Military expenditures account for over half of the United States’ discretionary spending budget — in excess of a half a trillion dollars annually. The Department of Defense contracts with private companies to supply everything from basic supplies for military bases to sophisticated fighter jets and naval vessels. Fraud by defense contractors is an important concern to the government and has yielded significant recoveries under the False Claims Act for whistleblowers who expose wrongdoing.
Federal and state governments spend billions of dollars on public works projects. Such projects include construction on highways, bridges, airports, and other parts of the nation’s infrastructure. Private contractors that cheat the government on such projects can be liable under the False Claims Act.
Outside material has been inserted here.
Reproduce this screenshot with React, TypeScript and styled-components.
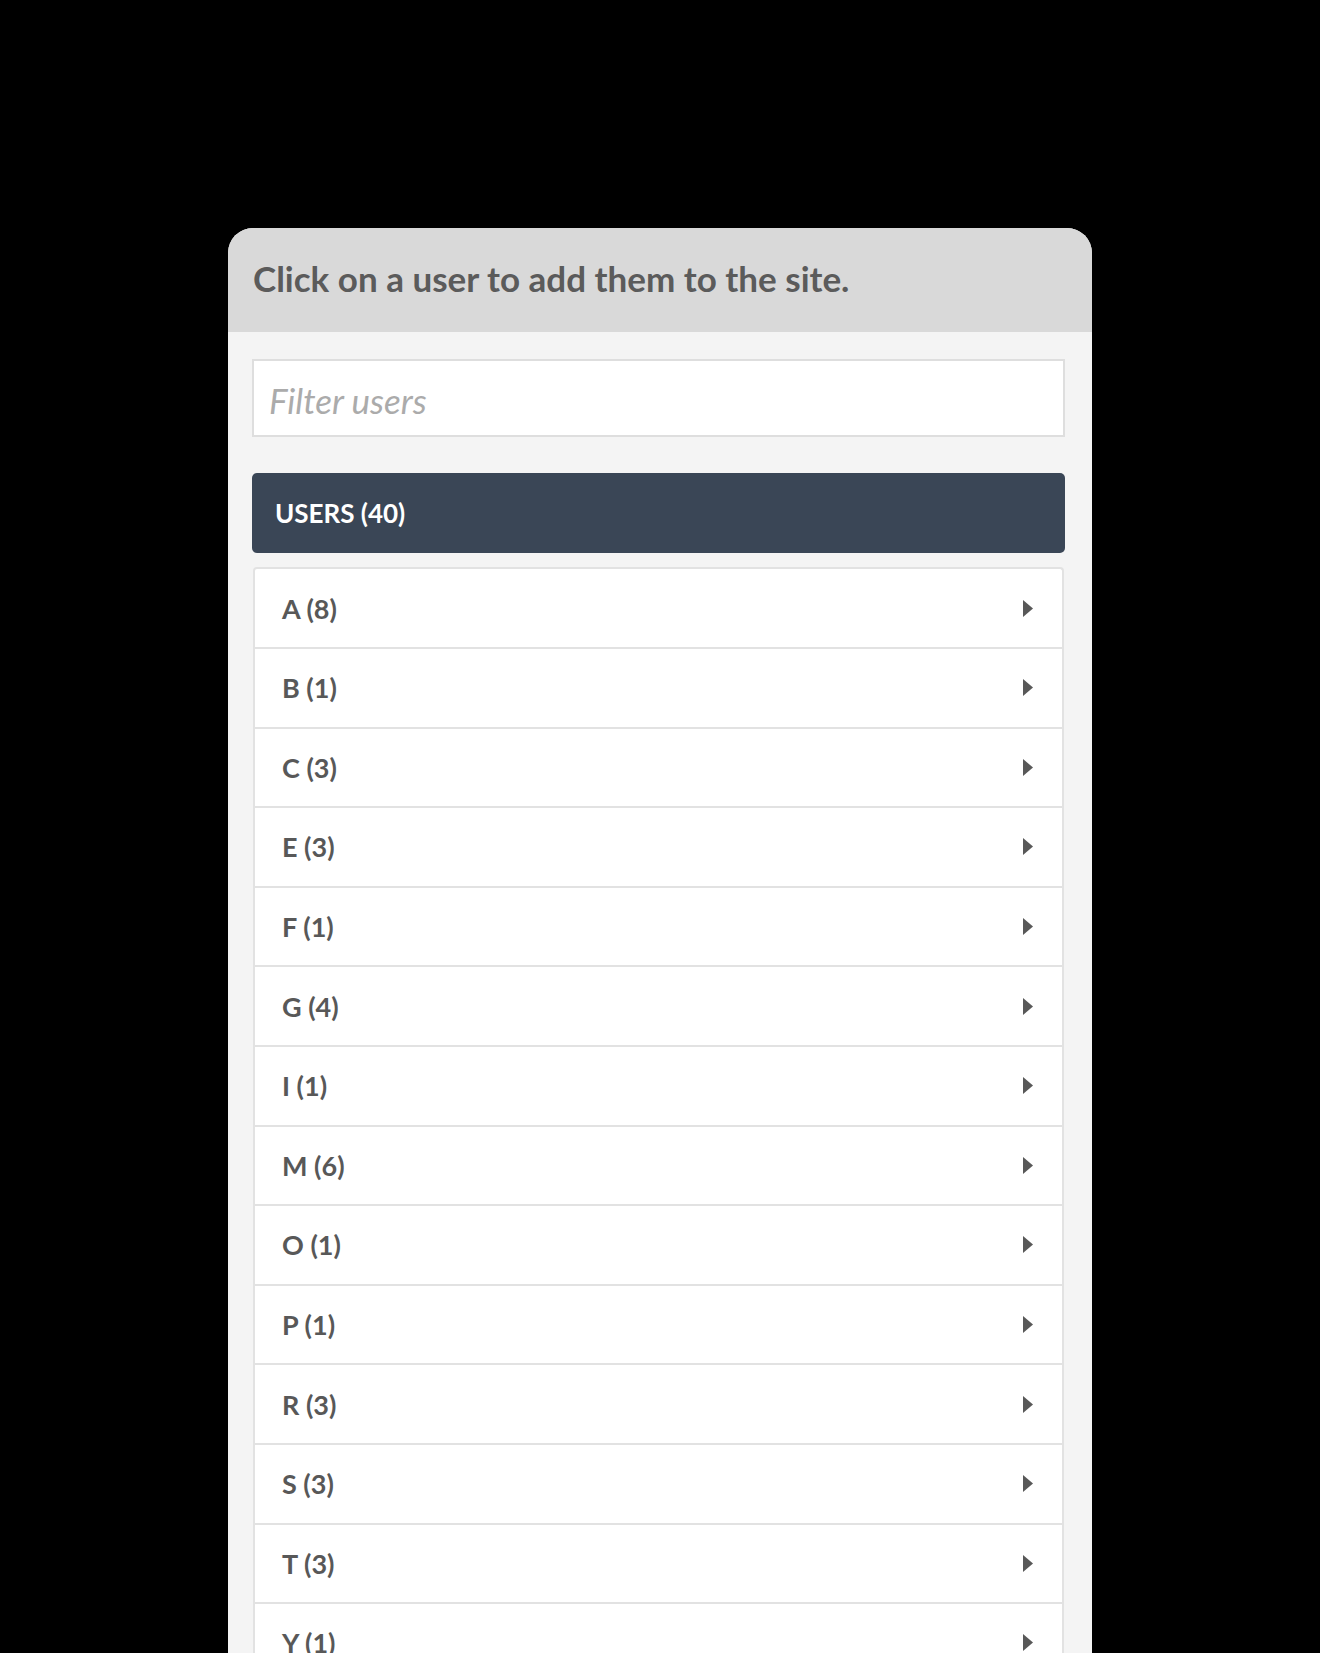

The U.S. awards more than $100 billion in grants each year to fund research and development activities at universities, non-profit organizations, and private entities. While most federal grants are properly administered, on occasion, grant applications are falsified, research results are fabricated, and grant funds are misspent or embezzled. Grant and research fraud cases have yielded significant recoveries under the False Claims Act and awards for whistleblowers who expose wrongdoing.
As one of the world’s largest consumers, the U.S. government can be victimized by fraud worldwide at the hands of the companies from which it procures goods and services. State governments are also vulnerable to procurement fraud. Private contractors that take taxpayer dollars while cheating on government contracts can be liable under the False Claims Act.